If you want the weekly updates you have to stop using the stable rom and go for a weekly rom, those are adapted to occidental users weekly and offered by OTA in various sites, i.e xiaomi.eu
Nope and nope.
Xiaomi.eu is an UNOFFICIAL web page, a fact that it is clearly claimed in the own website.
On other hand, at official Xiaomi web page the ROM weekly released can be gotten… provided it is ona available for your device.
It is not the first time I hear about xiaomi.eu. Personal thought: it is amazing how people make claims on the Internet without previous verification.
I’m not at home now and can’t look it further, but IIRC when I looked at it Xiaomi released weekly dev roms and these pages basically translate and take out chinese only stuff. Sources were avialable when I looked for.
Aren’t they even at this of update better than nexus updates (Galaxy Nexus)? Even 1 out of that many can be considered best of other androids, right?
The Galaxy Nexus is no longer supported, in part because it’s so old and in part because TI no longer supports their own OMAP SoC, so Google has no way to build newer images even if they wanted to. Besides, it’s approaching its fourth birthday; that’s ancient in cellphone life cycles.
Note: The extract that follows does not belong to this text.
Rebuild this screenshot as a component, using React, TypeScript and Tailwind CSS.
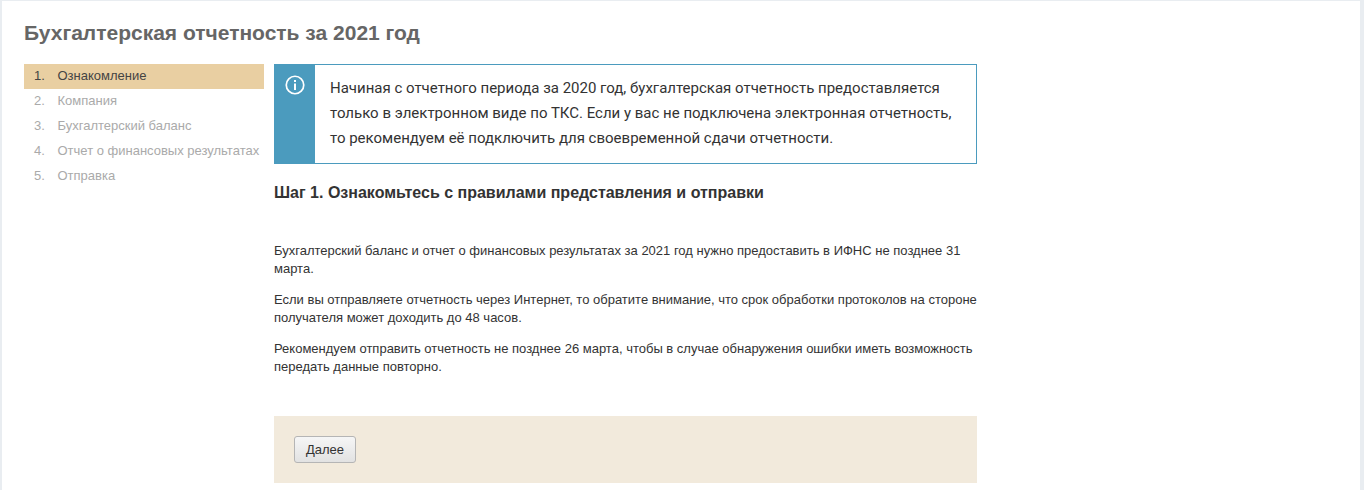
import React from "react";

const steps = ["Ознакомление", "Компания", "Бухгалтерский баланс", "Отчет о финансовых результатах", "Отправка"];

function InfoIcon() {
  return (
    <svg width="20" height="20" viewBox="0 0 20 20" fill="none" className="block">
      <circle cx="10" cy="10" r="8.75" stroke="white" strokeWidth="1.7" />
      <rect x="9" y="8.5" width="2" height="6.5" fill="white" />
      <rect x="9" y="5" width="2" height="2" fill="white" />
    </svg>
  );
}

function Sidebar() {
  return (
    <ol className="w-[240px] shrink-0 text-[13px] leading-[23px]">
      {steps.map((step, i) => (
        <li
          key={step}
          className={`flex h-[25px] pl-[10px] whitespace-nowrap ${i === 0 ? "bg-[#e9cfa2] text-[#444444]" : "text-[#aaaaaa]"}`}
        >
          <span className="w-[23.5px]">{i + 1}.</span>
          <span>{step}</span>
        </li>
      ))}
    </ol>
  );
}

export default function App() {
  return (
    <div className="h-[490px] overflow-hidden bg-[#e9edf1] pt-px pl-[2px] pr-[4px] font-['Liberation_Sans',Arial,sans-serif]">
      <div className="h-full bg-white pl-[22px] pt-[19px]">
        <h1 className="text-[21px] leading-[26px] font-bold text-[#666666]">Бухгалтерская отчетность за 2021 год</h1>
        <div className="mt-[18px] flex gap-[10px]">
          <Sidebar />
          <main className="w-[703px] text-[#333333]">
            <div className="flex h-[100px] border border-[#4b9bbe]">
              <div className="flex w-[40px] shrink-0 justify-center bg-[#4b9bbe] pt-[10px]">
                <InfoIcon />
              </div>
              <p className="pt-[11px] pl-[15px] font-['Roboto',sans-serif] text-[15px] leading-[25px]">
                Начиная с отчетного периода за 2020 год, бухгалтерская отчетность предоставляется
                <br />
                только в электронном виде по ТКС. Если у вас не подключена электронная отчетность,
                <br />
                то рекомендуем её подключить для своевременной сдачи отчетности.
              </p>
            </div>
            <h2 className="mt-[19px] text-[16px] leading-[20px] font-bold">Шаг 1. Ознакомьтесь с правилами представления и отправки</h2>
            <div className="mt-[39px] text-[13px] leading-[18px]">
              <p>Бухгалтерский баланс и отчет о финансовых результатах за 2021 год нужно предоставить в ИФНС не позднее 31 марта.</p>
              <p className="mt-[13px]">Если вы отправляете отчетность через Интернет, то обратите внимание, что срок обработки протоколов на стороне получателя может доходить до 48 часов.</p>
              <p className="mt-[13px]">Рекомендуем отправить отчетность не позднее 26 марта, чтобы в случае обнаружения ошибки иметь возможность передать данные повторно.</p>
            </div>
            <div className="mt-[40px] h-[67px] bg-[#f2eadc] pl-[20px] pt-[20px]">
              <button className="h-[27px] w-[62px] rounded-[3px] border border-[#b5b5b5] bg-gradient-to-b from-[#f6f6f6] to-[#e2e2e2] text-[13px] text-[#333333]">
                Далее
              </button>
            </div>
          </main>
        </div>
      </div>
    </div>
  );
}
I’m surprised the Nexus 4 is still supported given its age, but I’m not complaining. And if it ever does fall out of support from Google, I’m sure the CM folks will continue to support it for a while yet.
Right, because there is no way Google could afford to buy the code & update it themselves, or pay TI to update it for them.
Also, the Nexus 4 is faster than many current gen devices, ofcourse it should receive the latest updates. That’s the whole point of the Nexus devices – this allows us devs to be able to test our software on the latest software not just on the latest & fastest device, but also on a few devices that are a little older/slower/lower specced.
Edited 2015-08-14 05:56 UTC
You just answered yourself there: Why would Google go out of their way to support a four year old phone whose SoC is no longer supported, when the next generation (Nexus 4) is practically a super-phone compared to it?
Don’t be surprised if it’s dropped from official support with the next round of Nexus devices. Google will want to have a modern baseband and WiFi (LTE, 802.11ac) and the 4 won’t meet their requirements. That’s pure conjecture on my part, so I may be wrong and the 4 will (hopefully) get another year of support. If it is dropped, I’ll move my wife’s Nexus 4 over to CM rather than spend money on the 5.
Actually MIUI 7 doesnot mean Android 5.1.
Older devices will still run 4.2 or 4.4 under the MIUI 7
Yeah. I’ve been getting MIUI updates for my Mi 3, but the Android version is still 4.4.
Yep, Thom was misinformed and thought MIUI 7 == latest MIUI so it is latest Android…and who wouldn’t think that. I just think of MIUI as a skin that runs on whatever Android you had below it to explain this “MIUI can be different Android versions”
But this part I don’t understand: “Laugh about Xiaomi all you want”. Why would anyone laugh about Xiaomi? Because they are too much an Apple clone while denying that they are an Apple clone is just about the only thing I could think of. They make great phones, sell boatloads of them for great prices and seem to have a clear corporate identity, direction and (my opinion) future. They are basically the company that proves that “not all China phones are burners”
No way will I buy a chinese phone with an in-house OS build, especially not some tacky hack like Miui. I’ve had my share of chinese electronics with badly designed, unmaintained firmware, and I’m done with it.
They could save the money they spend spoiling the user interface and make customers a lot happier by shipping standard Google Android. Or simply make customers a lot happier by letting them choose. When they offer stock Android, like OnePlus does, I might be interested. Miui, kindly die.
Since when does OnePlus offer stock Android?
It used to be Cyanogen and it is now Oxygen right? (close to stock, but not stock)
My bad — I first put OnePlus in the same bag as Xiaomi, but then I quickly googled OnePlus just in case, and a cursory scan led me to think I was wrong and they indeed provided stock Android ROMs. OK, so they can take both Miui and Oxygen and stuff it.
I cannot understand how can Xiaomi be so proud of throwing that layer of garbage, just a badly hacked imitation of a competitor’s ideas, over good hardware and software. The Apple of China, Ha!
True, Sony and Samsung and LG and HTC and Lenovo do the same, but not as invasively and with such bad taste as Xiaomi.